= Nakoleia =

Ancient and medieval city in Phrygia

Nakoleia (Νακώλεια and Νακόλεια) also known as Nakolaion (Νακώλαιον), Latinized as Nacolia or Nacolea, was an ancient and medieval city in Phrygia. It corresponds to present-day Seyitgazi, Eskişehir Province in the Central Anatolia region of Turkey.

==Name==
According to tradition, it was named after the nymph Nacole (Νακώλη and Νακόλη).

Stephanus of Byzantium also records an alternative tradition that the city may have been named after Nacolos (Νάκολος), the son of Daskylos.

==History==

A map of Byzantine Anatolia with Nakoleia located in the Opsician Theme

It was a town of Phrygia Salutaris. The area was known for its fertility in late Roman times, thanks to the river Parthenios (Seyit Su), and was wooded in the late 4th century (it is now deforested). It was there that Valens defeated the usurper Procopius in 366 AD (see Battle of Thyatira); under Arcadius it was occupied by a garrison of Goths under Tribigild who revolted against the emperor in 399 AD. As many towns in the region, the town venerated especially the archangel Michael and at least one church is attested to him in the town.

During the Byzantine-Arab wars in the 8th century, the town became a frequent target for Arab raids and was besieged several times. In 782, the town was temporarily captured by the Abbasid Caliphate in 782. Pantoleon the Deacon relates a story in the Miracula S. Michaelis in which attacking Arabs are forced to abandon their siege of the town by the intervention of the archangel after offending him by shooting with a catapult at his church.
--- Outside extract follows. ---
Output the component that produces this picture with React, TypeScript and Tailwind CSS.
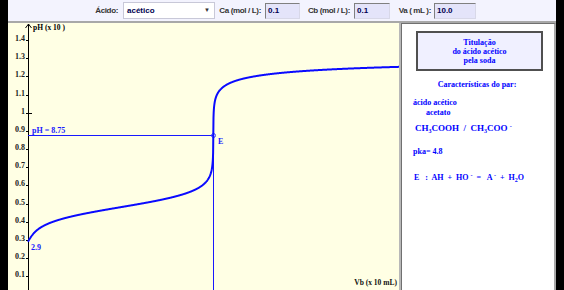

The armies of the First Crusade most likely passed by this town in 1097. The town was permanently conquered by the Seljuk Turks in the late 12th century who called it Kala'-i-Mashihya, the Christian Castle.

==Bishopric==
At first a suffragan of Synnada, the see of Nakoleia became important in the early 8th century, when its bishop Constantine became one of the leading proponents of Byzantine Iconoclasm under Leo III the Isaurian (ruled 717–741) and was later condemned as an heresiarch at the Second Council of Nicaea (787). Nakoleia was elevated to the rank of an archbishopric between 787 and 862, and eventually to a metropolitan see between 1035 and 1066, when its incumbent appears in the last place among the metropolitans attending a council. The see continued in existence as a metropolis, without suffragans, until the 14th century. Nakoleia is included, with archiepiscopal rank, in the Catholic Church's list of titular sees and has been left without titular bishops since 1973.